— Или, скажем, лист дерева. Если присмотреться — это сложнейшая вселенная, но она конечна. Самый крупный лист встречается в Китае: метр 22 сантиметра в ширину и вдвое больше в длину. Огромный, но не бесконечный. И в этом есть своя логика. Лист еще более внушительных размеров мог бы вырасти поистине на исполинском дереве, однако самое высокое дерево, растущее в Америке, не превышает 86 метров; высота, конечно, впечатляющая, но и ее совершенно недостаточно, чтобы удержать пусть даже ограниченное, несомненно ограниченное число листьев, размеры которых превосходили бы размеры листьев, произрастающих в Китае. Улавливаете логику?
Анн Девериа улавливала.
— Что и говорить, это довольно утомительные и сложные изыскания.
Главное в них — понять. И описать. Недавно я завершил раздел Закаты.
Знаете, все же это гениально, что дни кончаются. Гениально. Дни, а потом ночи. И снова дни. Кажется, так и должно быть, но в том-то и вся гениальность. Там, где природа решает поместить свои пределы, рождается незаурядное зрелище. Закаты. Я изучал их несколько недель подряд. Не так-то просто понять закат. У него свои ритм, своя мера, свой цвет. А поскольку ни один закат не похож на другой, ученый должен умело различать детали и обособлять сущность, до тех пор, пока он сможет сказать: да, это закат, закат в чистом виде. Вам скучно?
Анн Девериа не было скучно. То есть не более, чем всегда.
— И вот теперь я у моря. Море. Подобно всему на свете, оно тоже кончается, но видите, и здесь, как в случае с закатами, самое трудное — обособить идею, иначе говоря, обобщить длинную цепочку рифов, берегов, заливов в единый образ, в понятие
— Бартльбум…
— Да?
— Спросите меня, зачем я здесь. Зачем.
— Молчание. Замешательство.
— А я не спросил?
— Спросите сейчас.
— Зачем вы здесь, мадам Девериа?
— Чтобы вылечиться.
Снова замешательство. Снова молчание. Бартльбум берет чашку. Подносит ее к губам. Она пуста. Ой. Чашка возвращается на место.
— От чего?
— Это особая болезнь. Неверность.
— Простите?
— Неверность, Бартльбум. Я изменила мужу. И муж считает, что морской климат укротит страсть, морские просторы укрепят нравственность, а морское успокоение поможет мне забыть любовника.
— В самом деле?
— Что в самом деле?
— Вы в самом деле изменили мужу?
— Да.
— Еще чаю?
Пристроившись на самом краю света, по соседству с концом моря, таверна «Альмайер» потакала в тот вечер темноте, заглушавшей краски ее стен, всей земли и целого океана. В своей уединенности таверна казалась напрочь забытой. Словно некогда вдоль берега моря прошел пестрый караван таверн на любой вкус, и от каравана отбилась одна утомленная таверна; она пропустила своих спутниц и решила обосноваться на этом взгорье, поддавшись собственной слабости и склонив голову в ожидании конца. Такой была таверна «Альмайер».

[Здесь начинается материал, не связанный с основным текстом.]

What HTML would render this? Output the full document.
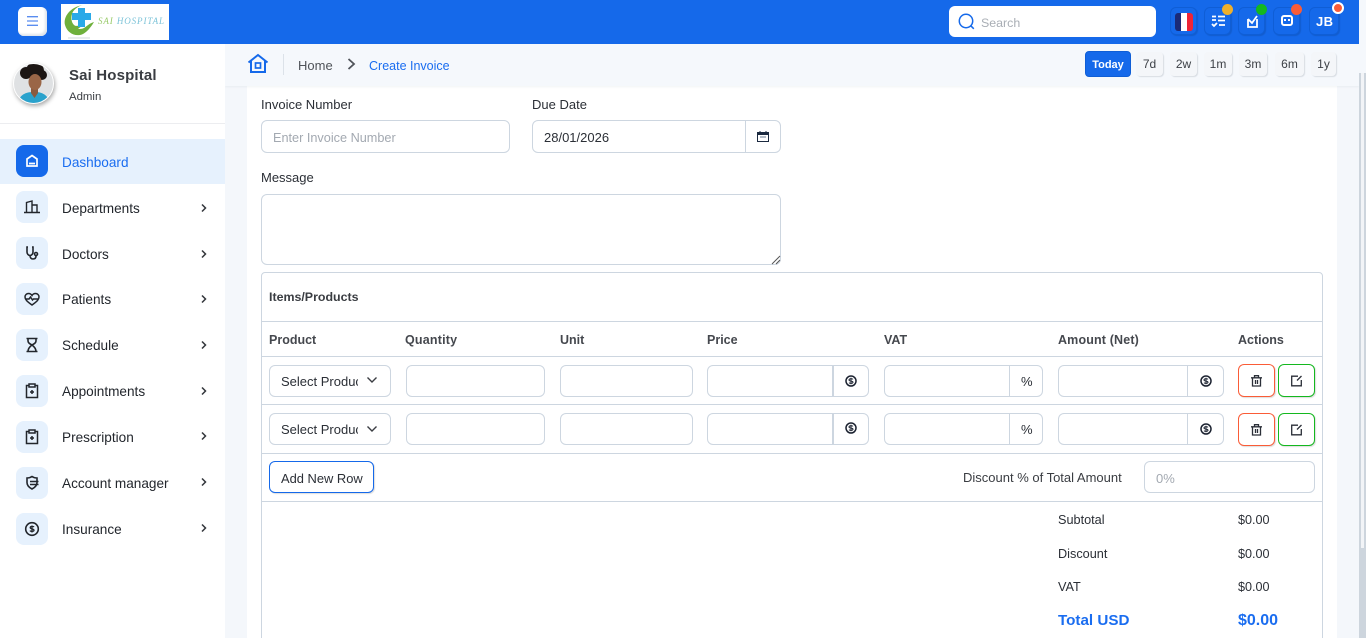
<!DOCTYPE html>
<html><head><meta charset="utf-8"><title>Create Invoice</title>
<style>
*{box-sizing:border-box}
html,body{margin:0;padding:0;width:1366px;height:638px;overflow:hidden;background:#f4f7fb;font-family:"Liberation Sans",sans-serif;font-size:13px;color:#2b2f36}
#w{position:absolute;left:0;top:0;width:1366px;height:638px;overflow:hidden}
.a{position:absolute}
.t{position:absolute;white-space:nowrap;line-height:18px}
.box{position:absolute;border:1px solid #cdd6e0;border-radius:6px;background:#fff}
.sep{position:absolute;top:0;bottom:0;width:1px;background:#cdd6e0}
.hl{position:absolute;left:262px;width:1060px;height:1px;background:#cdd6e0}
.ic{position:absolute;left:16px;width:32px;height:32px;border-radius:8px;background:#e6f1fd}
.ic svg{position:absolute;left:6px;top:6px}
.nav{position:absolute;left:62px;font-size:13.6px;line-height:18px;color:#22262c;white-space:nowrap;margin-top:1px}
.chev{position:absolute;left:200px}
.hb{position:absolute;top:7px;height:28px;width:27px;background:#1569ea;border:1px solid #0f5ed6;border-radius:6px;box-shadow:1px 1px 1px rgba(0,0,0,.12)}
.dot{position:absolute;width:11px;height:11px;border-radius:50%}
.rg{position:absolute;top:52px;height:24px;background:#f4f6f9;border-radius:4px;box-shadow:1px 1px 1px #d8dde3;text-align:center;line-height:25px;font-size:12px;color:#3c4046}
.th{position:absolute;top:332px;font-weight:bold;font-size:12.5px;line-height:17px;color:#45484e;white-space:nowrap}
svg{display:block;overflow:visible}
</style></head><body><div id="w">

<!-- page areas -->
<div class="a" style="left:225px;top:44px;width:1134px;height:594px;background:#f4f7fb"></div>
<div class="a" style="left:247px;top:86px;width:1090px;height:552px;background:#fff"></div>

<!-- breadcrumb bar -->
<div class="a" style="left:225px;top:44px;width:1134px;height:42px;background:#f5f8fc;box-shadow:0 1px 2px rgba(40,60,90,.06)"></div>
<svg class="a" style="left:247px;top:53px" width="22" height="22" viewBox="0 0 22 22" fill="none" stroke="#1569ea" stroke-width="2"><path d="M1.500 9.500 11 2l9.500 7.500M4 8v11h14V8"/><rect x="8.500" y="10" width="5" height="5" stroke-width="1.700"/></svg>
<div class="a" style="left:283px;top:54px;width:1px;height:21px;background:#dce2e9"></div>
<div class="t" style="left:298px;top:57px;font-size:13px;color:#4f5359">Home</div>
<svg class="a" style="left:347px;top:58px" width="9" height="12" viewBox="0 0 9 12" fill="none" stroke="#50545a" stroke-width="1.800"><path d="M1.500 1 7 6l-5.500 5"/></svg>
<div class="t" style="left:369px;top:57px;font-size:12.5px;color:#1a6df0">Create Invoice</div>

<div class="a" style="left:1085px;top:51px;width:46px;height:26px;background:#1569ea;border:1px solid #0f5ed6;border-radius:4px;color:#fff;font-weight:bold;font-size:11px;line-height:26px;text-align:center">Today</div>
<div class="rg" style="left:1136px;width:27px">7d</div>
<div class="rg" style="left:1170px;width:27px">2w</div>
<div class="rg" style="left:1204px;width:28px">1m</div>
<div class="rg" style="left:1239px;width:28px">3m</div>
<div class="rg" style="left:1275px;width:29px">6m</div>
<div class="rg" style="left:1311px;width:25px">1y</div>

<!-- scrollbar -->
<div class="a" style="left:1359px;top:0;width:7px;height:638px;background:#cdd5dd"></div>
<div class="a" style="left:1359px;top:0;width:7px;height:73px;background:#f5f8fc"></div>
<div class="a" style="left:1361px;top:73px;width:3px;height:475px;background:#f2f4f7"></div>

<!-- top bar -->
<div class="a" style="left:0;top:0;width:1359px;height:44px;background:#1569ea"></div>
<div class="a" style="left:18px;top:7px;width:29px;height:29px;background:#fff;border-radius:6px;box-shadow:inset -2px -2px 2px #dfe4ea"></div>
<svg class="a" style="left:27px;top:16px" width="11" height="10" fill="none" stroke="#5a8df0" stroke-width="1.300"><path d="M0 .7h11M0 5h11M0 9.300h11"/></svg>
<!-- logo -->
<div class="a" style="left:61px;top:4px;width:108px;height:36px;background:#fff"></div>
<svg class="a" style="left:61px;top:4px" width="108" height="36" viewBox="0 0 108 36">
<path d="M22 1C9 3 2 13 4 21c2 7 8 11 15 10 6-1 11-8 14-13-4 1-7 4-10 6-2 1-4 1-6 1l5-4c-3 0-7 2-9 0-3-3-3-8-2-11 1-4 6-8 11-9z" fill="#6fb03c"/>
<path d="M17 4h7v5h6v7h-6v7h-7v-7h-6V9h6z" fill="#2aa9e8"/>
<rect x="7" y="33" width="22" height="2" fill="#e8ecec"/>
<text x="37" y="20" font-family="Liberation Serif,serif" font-style="italic" font-size="9" fill="#9acb6b" letter-spacing=".9">SAI <tspan fill="#7cc3d8">HOSPITAL</tspan></text>
</svg>
<!-- search -->
<div class="a" style="left:949px;top:6px;width:207px;height:31px;background:#fff;border-radius:6px"></div>
<svg class="a" style="left:958px;top:13px" width="17" height="17" fill="none" stroke="#1569ea" stroke-width="1.500"><circle cx="8" cy="8" r="6.700"/><path d="M12.800 12.800l3 3"/></svg>
<div class="t" style="left:981px;top:14px;color:#a9aeb5;font-size:12.4px">Search</div>
<!-- header buttons -->
<div class="hb" style="left:1170px"></div>
<div class="a" style="left:1175px;top:13px;width:18px;height:18px;border-radius:3px;overflow:hidden;background:linear-gradient(90deg,#1a2a78 0 33%,#fff 33% 66%,#ee2436 66%)"></div>
<div class="hb" style="left:1204px"></div>
<svg class="a" style="left:1212px;top:15px" width="13" height="12" fill="none" stroke="#fff" stroke-width="1.800"><path d="M0 1.500h4M6 1.500h7M6 5.500h7M0 5h4M0 9l2 2 3-3M7 10h6"/></svg>
<div class="dot" style="left:1222px;top:4px;background:#efb02c"></div>
<div class="hb" style="left:1238px"></div>
<svg class="a" style="left:1246px;top:15px" width="13" height="13" fill="none" stroke="#fff" stroke-width="1.800"><path d="M2 4v8h9V4M2 4l4 4 5-7"/></svg>
<div class="dot" style="left:1256px;top:4px;background:#14b81f"></div>
<div class="hb" style="left:1273px"></div>
<div class="a" style="left:1281px;top:15px;width:12px;height:11px;border:2px solid #fff;border-radius:3px"></div>
<div class="a" style="left:1284px;top:19px;width:6px;height:2px;border-left:2px solid #fff;border-right:2px solid #fff"></div>
<div class="dot" style="left:1291px;top:4px;background:#fa5c37"></div>
<div class="hb" style="left:1309px;width:30px"></div>
<div class="t" style="left:1316px;top:13px;color:#fff;font-weight:bold;font-size:13px;letter-spacing:.4px">JB</div>
<div class="a" style="left:1332px;top:2px;width:12px;height:12px;border-radius:50%;background:#fa5c37;border:2px solid #fff"></div>

<!-- sidebar -->
<div class="a" style="left:0;top:44px;width:225px;height:594px;background:#fff"></div>
<div class="a" style="left:13px;top:63px;width:41px;height:41px;border-radius:50%;background:#dfe1e3;border:1px solid #fff;box-shadow:1px 2px 4px rgba(0,0,0,.35);overflow:hidden">
<svg width="39" height="39" viewBox="0 0 39 39"><circle cx="12" cy="9" r="6" fill="#1c1614"/><circle cx="21" cy="7" r="9" fill="#1c1614"/><circle cx="28" cy="11" r="5" fill="#1c1614"/><path d="M4 40c1-9 7-12 16-12s14 3 16 12z" fill="#2aa2cc"/><path d="M17 22h7v7l-3.500 5-3.500-5z" fill="#8a5a3f"/><ellipse cx="21" cy="18" rx="6.500" ry="8" fill="#9a6647"/></svg></div>
<div class="t" style="left:69px;top:66px;margin-top:1px;font-size:15px;font-weight:bold;color:#3a3d42;letter-spacing:.15px">Sai Hospital</div>
<div class="t" style="left:69px;top:88px;font-size:11.4px;color:#3a3d42">Admin</div>
<div class="a" style="left:0;top:123px;width:225px;height:1px;background:#ecedf0"></div>

<div class="a" style="left:0;top:139px;width:225px;height:45px;background:#e6f1fd"></div>
<div class="ic" style="top:145px;background:#1569ea"><svg width="20" height="20" viewBox="0 0 20 20" fill="none" stroke="#fff" stroke-width="1.700"><path d="M10 4.500l5 3.500v7H5V8zM7 12.500h6"/></svg></div>
<div class="nav" style="top:153px;color:#1a6df0">Dashboard</div>

<div class="ic" style="top:191px"><svg width="20" height="20" viewBox="0 0 20 20" fill="none" stroke="#22262c" stroke-width="1.400"><path d="M2 15.500h16M4.500 15.500V5.500L10 4v11.500M10 8h5v7.500"/></svg></div>
<div class="nav" style="top:199px">Departments</div>
<div class="ic" style="top:237px"><svg width="20" height="20" viewBox="0 0 20 20" fill="none" stroke="#22262c" stroke-width="1.600"><path d="M6 4H5v5c0 2 1.500 3.500 3 3.500S11 11 11 9V4h-1M8 12.500c0 2 1 3.500 3 3.500s3-1 3-3"/><circle cx="14" cy="11" r="1.500"/></svg></div>
<div class="nav" style="top:245px">Doctors</div>
<div class="ic" style="top:283px"><svg width="20" height="20" viewBox="0 0 20 20" fill="none" stroke="#22262c" stroke-width="1.500"><path d="M10 16C5 12.500 3 10.500 3 8c0-2 1.500-3.500 3.500-3.500 1.500 0 2.800.8 3.500 2 .7-1.200 2-2 3.500-2C15.500 4.500 17 6 17 8c0 2.500-2 4.500-7 8zM3.500 10H7l1.500-2 2 3 1-1h5"/></svg></div>
<div class="nav" style="top:290px">Patients</div>
<div class="ic" style="top:329px"><svg width="20" height="20" viewBox="0 0 20 20" fill="none" stroke="#22262c" stroke-width="1.600"><path d="M4.500 3.500h11M4.500 16.500h11M6 3.500v2.500c0 2 2 3 4 4 2-1 4-2 4-4V3.500M6 16.500c0-3 2-5 4-6.500 2 1.500 4 3.500 4 6.500"/></svg></div>
<div class="nav" style="top:336px">Schedule</div>
<div class="ic" style="top:375px"><svg width="20" height="20" viewBox="0 0 20 20" fill="none" stroke="#22262c" stroke-width="1.500"><path d="M7 4.500H4.500v12h11v-12H13M7 3h6v3H7zM10 9v4M8 11h4"/></svg></div>
<div class="nav" style="top:382px">Appointments</div>
<div class="ic" style="top:421px"><svg width="20" height="20" viewBox="0 0 20 20" fill="none" stroke="#22262c" stroke-width="1.500"><path d="M7 4.500H4.500v12h11v-12H13M7 3h6v3H7zM10 9v4M8 11h4"/></svg></div>
<div class="nav" style="top:428px">Prescription</div>
<div class="ic" style="top:467px"><svg width="20" height="20" viewBox="0 0 20 20" fill="none" stroke="#22262c" stroke-width="1.600"><path d="M10 3.500c1.500 1 3 1.500 5 1.500v4.500c0 3-2 5-5 6.500-3-1.500-5-3.500-5-6.500V5c2 0 3.500-.5 5-1.500zM8 8.500h8.500M8 11.500h8.500"/></svg></div>
<div class="nav" style="top:474px">Account manager</div>
<div class="ic" style="top:513px"><svg width="20" height="20" viewBox="0 0 20 20" fill="none" stroke="#22262c" stroke-width="1.600"><circle cx="10" cy="10" r="6.300"/><path stroke-width="1.300" d="M12 8c-.5-.8-3.800-1-3.800.6 0 1.700 3.800.8 3.800 2.700 0 1.500-3.500 1.300-4 .3M10 6.500v7"/></svg></div>
<div class="nav" style="top:520px">Insurance</div>

<svg class="chev" style="top:204px" width="7" height="8" fill="none" stroke="#33363b" stroke-width="1.500"><path d="M2 .5 5.500 4 2 7.500"/></svg>
<svg class="chev" style="top:250px" width="7" height="8" fill="none" stroke="#33363b" stroke-width="1.500"><path d="M2 .5 5.500 4 2 7.500"/></svg>
<svg class="chev" style="top:295px" width="7" height="8" fill="none" stroke="#33363b" stroke-width="1.500"><path d="M2 .5 5.500 4 2 7.500"/></svg>
<svg class="chev" style="top:341px" width="7" height="8" fill="none" stroke="#33363b" stroke-width="1.500"><path d="M2 .5 5.500 4 2 7.500"/></svg>
<svg class="chev" style="top:387px" width="7" height="8" fill="none" stroke="#33363b" stroke-width="1.500"><path d="M2 .5 5.500 4 2 7.500"/></svg>
<svg class="chev" style="top:432px" width="7" height="8" fill="none" stroke="#33363b" stroke-width="1.500"><path d="M2 .5 5.500 4 2 7.500"/></svg>
<svg class="chev" style="top:478px" width="7" height="8" fill="none" stroke="#33363b" stroke-width="1.500"><path d="M2 .5 5.500 4 2 7.500"/></svg>
<svg class="chev" style="top:524px" width="7" height="8" fill="none" stroke="#33363b" stroke-width="1.500"><path d="M2 .5 5.500 4 2 7.500"/></svg>

<!-- form -->
<div class="t" style="left:261px;top:96px">Invoice Number</div>
<div class="box" style="left:261px;top:120px;width:249px;height:33px"></div>
<div class="t" style="left:273px;top:129px;color:#a3a9b1;font-size:12.7px">Enter Invoice Number</div>
<div class="t" style="left:532px;top:96px">Due Date</div>
<div class="box" style="left:532px;top:120px;width:249px;height:33px"><div class="sep" style="left:212px"></div></div>
<div class="t" style="left:544px;top:129px">28/01/2026</div>
<svg class="a" style="left:757px;top:131px" width="12" height="11" fill="none"><rect x=".5" y="1.500" width="11" height="9" stroke="#1b2a40"/><rect x="0" y="1" width="12" height="3" fill="#1b2a40"/><path d="M3 0v2M9 0v2" stroke="#1b2a40"/><path d="M3 6h6" stroke="#9aa6b4" stroke-width="1.500"/></svg>
<div class="t" style="left:261px;top:169px">Message</div>
<div class="box" style="left:261px;top:194px;width:520px;height:71px"></div>
<svg class="a" style="left:772px;top:256px" width="8" height="8" stroke="#555" fill="none"><path d="M0 8 8 0M4 8l4-4"/></svg>

<!-- items table -->
<div class="a" style="left:261px;top:272px;width:1062px;height:380px;border:1px solid #cdd6e0;border-radius:4px"></div>
<div class="t" style="left:269px;top:288px;font-weight:bold;font-size:12.4px;color:#3a3d42">Items/Products</div>
<div class="hl" style="top:321px"></div>
<div class="hl" style="top:356px"></div>
<div class="hl" style="top:404px"></div>
<div class="hl" style="top:453px"></div>
<div class="hl" style="top:501px"></div>
<div class="th" style="left:269px">Product</div>
<div class="th" style="left:405px;letter-spacing:.2px">Quantity</div>
<div class="th" style="left:560px">Unit</div>
<div class="th" style="left:707px">Price</div>
<div class="th" style="left:884px">VAT</div>
<div class="th" style="left:1058px;letter-spacing:.15px">Amount (Net)</div>
<div class="th" style="left:1238px">Actions</div>

<!-- row 1 -->
<div class="box" style="left:269px;top:365px;width:122px;height:32px"></div>
<div class="t" style="left:281px;top:373px;width:77px;overflow:hidden">Select Product</div>
<svg class="a" style="left:367px;top:377px" width="10" height="6" fill="none" stroke="#3a3d42" stroke-width="1.400"><path d="M.5.500 5 5 9.500.5"/></svg>
<div class="box" style="left:406px;top:365px;width:139px;height:32px"></div>
<div class="box" style="left:560px;top:365px;width:133px;height:32px"></div>
<div class="box" style="left:707px;top:365px;width:162px;height:32px"><div class="sep" style="left:124px;width:2px"></div></div>
<svg class="a" style="left:845px;top:375px" width="12" height="12" fill="none" stroke="#1b2230"><circle cx="6" cy="6" r="5" stroke-width="1.500"/><path d="M8 4.300c-.5-.8-4-1-4 .7s4 .6 4 2.200c0 1.500-3.500 1.300-4 .5M6 2.800v6.400" stroke-width="1"/></svg>
<div class="box" style="left:884px;top:365px;width:159px;height:32px"><div class="sep" style="left:124px"></div></div>
<div class="t" style="left:1021px;top:373px">%</div>
<div class="box" style="left:1058px;top:365px;width:166px;height:32px"><div class="sep" style="left:128px"></div></div>
<svg class="a" style="left:1200px;top:375px" width="12" height="12" fill="none" stroke="#1b2230"><circle cx="6" cy="6" r="5" stroke-width="1.500"/><path d="M8 4.300c-.5-.8-4-1-4 .7s4 .6 4 2.200c0 1.500-3.500 1.300-4 .5M6 2.800v6.400" stroke-width="1"/></svg>
<div class="box" style="left:1238px;top:364px;width:37px;height:33px;border-color:#fa5c37;box-shadow:1px 1px 1px #ddd"></div>
<svg class="a" style="left:1251px;top:375px" width="12" height="12" fill="none" stroke="#2b2f38" stroke-width="1.300"><path d="M0 2.800h11M3.500 2.500V.7h4v1.800M1.500 3v8h8V3M4.500 5v4M6.500 5v4"/></svg>
<div class="box" style="left:1278px;top:364px;width:37px;height:33px;border-color:#14b81f;box-shadow:1px 1px 1px #ddd"></div>
<svg class="a" style="left:1291px;top:375px" width="12" height="12" fill="none" stroke="#2b2f38" stroke-width="1.300"><path d="M7 1.200H.7v9.600h9.600V5M10.500 1 6 5.500"/></svg>

<!-- row 2 -->
<div class="box" style="left:269px;top:413px;width:122px;height:32px"></div>
<div class="t" style="left:281px;top:421px;width:77px;overflow:hidden">Select Product</div>
<svg class="a" style="left:367px;top:426px" width="10" height="6" fill="none" stroke="#3a3d42" stroke-width="1.400"><path d="M.5.500 5 5 9.500.5"/></svg>
<div class="box" style="left:406px;top:413px;width:139px;height:32px"></div>
<div class="box" style="left:560px;top:413px;width:133px;height:32px"></div>
<div class="box" style="left:707px;top:413px;width:162px;height:32px"><div class="sep" style="left:124px;width:2px"></div></div>
<svg class="a" style="left:845px;top:422px" width="12" height="12" fill="none" stroke="#1b2230"><circle cx="6" cy="6" r="5" stroke-width="1.500"/><path d="M8 4.300c-.5-.8-4-1-4 .7s4 .6 4 2.200c0 1.500-3.500 1.300-4 .5M6 2.800v6.400" stroke-width="1"/></svg>
<div class="box" style="left:884px;top:413px;width:159px;height:32px"><div class="sep" style="left:124px"></div></div>
<div class="t" style="left:1021px;top:421px">%</div>
<div class="box" style="left:1058px;top:413px;width:166px;height:32px"><div class="sep" style="left:128px"></div></div>
<svg class="a" style="left:1200px;top:423px" width="12" height="12" fill="none" stroke="#1b2230"><circle cx="6" cy="6" r="5" stroke-width="1.500"/><path d="M8 4.300c-.5-.8-4-1-4 .7s4 .6 4 2.200c0 1.500-3.500 1.300-4 .5M6 2.800v6.400" stroke-width="1"/></svg>
<div class="box" style="left:1238px;top:413px;width:37px;height:33px;border-color:#fa5c37;box-shadow:1px 1px 1px #ddd"></div>
<svg class="a" style="left:1251px;top:424px" width="12" height="12" fill="none" stroke="#2b2f38" stroke-width="1.300"><path d="M0 2.800h11M3.500 2.500V.7h4v1.800M1.500 3v8h8V3M4.500 5v4M6.500 5v4"/></svg>
<div class="box" style="left:1278px;top:413px;width:37px;height:33px;border-color:#14b81f;box-shadow:1px 1px 1px #ddd"></div>
<svg class="a" style="left:1291px;top:424px" width="12" height="12" fill="none" stroke="#2b2f38" stroke-width="1.300"><path d="M7 1.200H.7v9.600h9.600V5M10.500 1 6 5.500"/></svg>

<!-- add row -->
<div class="box" style="left:269px;top:461px;width:105px;height:32px;border-color:#1569ea;box-shadow:1px 1px 1px #ddd"></div>
<div class="t" style="left:281px;top:470px;font-size:12.9px">Add New Row</div>
<div class="t" style="left:963px;top:469px;color:#3a3d42">Discount % of Total Amount</div>
<div class="box" style="left:1144px;top:461px;width:171px;height:32px"></div>
<div class="t" style="left:1156px;top:470px;color:#a3a9b1">0%</div>

<!-- totals -->
<div class="t" style="left:1058px;top:511px;font-size:12.7px">Subtotal</div><div class="t" style="left:1238px;top:511px;font-size:12.6px">$0.00</div>
<div class="t" style="left:1058px;top:545px;font-size:12.7px">Discount</div><div class="t" style="left:1238px;top:545px;font-size:12.6px">$0.00</div>
<div class="t" style="left:1058px;top:578px;font-size:12.7px">VAT</div><div class="t" style="left:1238px;top:578px;font-size:12.6px">$0.00</div>
<div class="t" style="left:1058px;top:612px;font-weight:bold;font-size:15.2px;color:#1a6df0">Total USD</div>
<div class="t" style="left:1238px;top:612px;font-weight:bold;font-size:16px;color:#1a6df0">$0.00</div>

</div></body></html>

Ее отличала красота, свойственная побежденным. И ясность, присущая слабым. И совершенное одиночество утраченного.
Художник Плассон только-только возвращался. Насквозь промокший, он восседал со своими холстами и красками на носу лодки, подгоняемой ударами весел, которыми ловко орудовал рыжеволосый отрок.
— Спасибо, Дол. До завтра.
— Доброй ночи, господин Плассон.
Как Плассон еще не загнулся от воспаления легких, оставалось загадкой.
Обыкновенный человек не может часами простаивать на северном ветру, когда прибой заливается ему в штаны: рано или поздно он отправляется на тот свет.
— Сначала он должен закончить свою картину, — заметила Дира.
— Никогда он ее не закончит, — возразила мадам Девериа.
— Значит, он никогда и не умрет.
В комнате номер 3, на втором этаже, керосиновая лампа бережно освещала — разнося по окрестным сумеркам ее тайну — благоговейную исповедь профессора Исмаила Бартльбума.